Round 1 (Shortlisting): Had three coding questions. The level of difficulty was easy-moderate. The first question was on maps, the second on the Coin change problem but with prime numbers instead of coin values, and the third was repeated from last year.
Interview Round(December 2020): I had a single interview. The interviewer was from Redmond, having 22 years of experience. He asked me one question :
- Given an unsorted array, find the binary searchable elements in it. Binary search works for sorted arrays because the middle element is always greater than all elements on the left of it and smaller than all elements on the right of it (for arrays having distinct elements). Therefore, finding the leftmax and rightmin arrays and elements that are on positions where the leftmax and rightmin coincide with the array elements would give binary searchable elements.
The Experience and thinking process: I was lucky to have an interviewer who was really calm when explaining the question. He gave me a codility link, which is the platform on which Microsoft usually asks questions. I asked him some clarifications on the range of numbers, the number of elements in the array, and whether they can be negative or not. I proceeded to give him a trivial solution, telling him the time and space complexity for it. He then told me he wanted a O(n) solution. This is when I opened a notepad window and shared it on teams(the interview was virtual). While thinking about a solution, I made sure I was saying everything that I was thinking upon. That way he would stop me if my train of thought steered in the wrong direction. I started with how binary search works and as this was the first time I came across that question, I tried to be as basic in my start as possible. I tried telling him that elements can be searched when the partition(the middle element) is in the right position. I was typing all this on my notepad as I spoke about it. Then I took an example and showed him how it works, making separate rows for the given array, the leftmax and the rightmin, and a bool array representing the elements that are searchable. At this point, he was really impressed with my thought process and the structure with which I built my solution. I told him that now I will code it on the platform. They also want clean codes, so I started with taking the input, defining arrays with good variable names, not just “A” or “arr”. Naming helped me ignore the comments as everything was clear from the code. I made the leftmax first, then the rightmin array, and finally counted the number of elements. The interviewer told me he loved my coding style. I told him all that could be done in a single loop but making three helped the code be clear to anyone seeing it for the first time. After this, he told me that running the code wasn’t needed because he knew it looks correct. I ran it anyway and it was accepted in the first go.

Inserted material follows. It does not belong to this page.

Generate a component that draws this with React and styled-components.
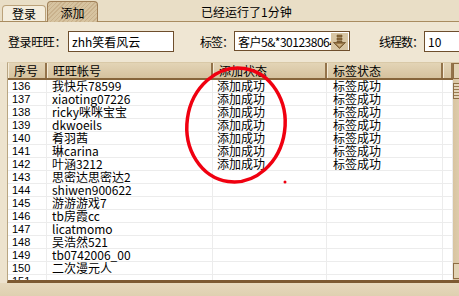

Further, he asked me if I had any questions, and I asked him if he was happy at Microsoft and what factor enabled him to work for 22 years at a single place. He gave a very long answer to it. Try to be interested when the interviewer says something. After this, he told me he was done for the interview. 7 anxious hours later, I directly had my offer. Overall, a very positive experience.
TLDR? It is essential to tell the interviewer about the thinking process and your approach to the problem as clearly as possible. Solving isn’t enough.
Preparation: I hadn’t done a single coding problem before August 2020. I had done a basic data structure course in July 2018, and that was all. I started coding, first on GeeksforGeeks, then on leetcode and interviewbit. The first month was a mess. I couldn’t do a single question in the first week. I started with the easy questions, then to medium, and then to hard level problems. Even after the first month, I could only do some easy questions. I continued coding, looking at solutions for most questions in the beginning. I started off with top “must do” questions on GFG, completed all of them, did some more, and then switched to leetcode. I was able to solve some easy questions, some medium ones, but the hard ones were still challenging, even after 2 months. In the third month, I gave it my all, coding from the morning till night. I tried to think about the way others approached similar problems, in the discuss section of leetcode and in the comments of GFG. Slowly, I could see myself getting better at solving. I preferred C++. My friends from CSE helped me a lot. I used to ask every small thing I couldn’t understand, read about data structures again, and looked at solutions over and over again until I was able to do problems on my own. Finally, in the end, from August to November I had solved a total of around 800 questions, many of them over twice.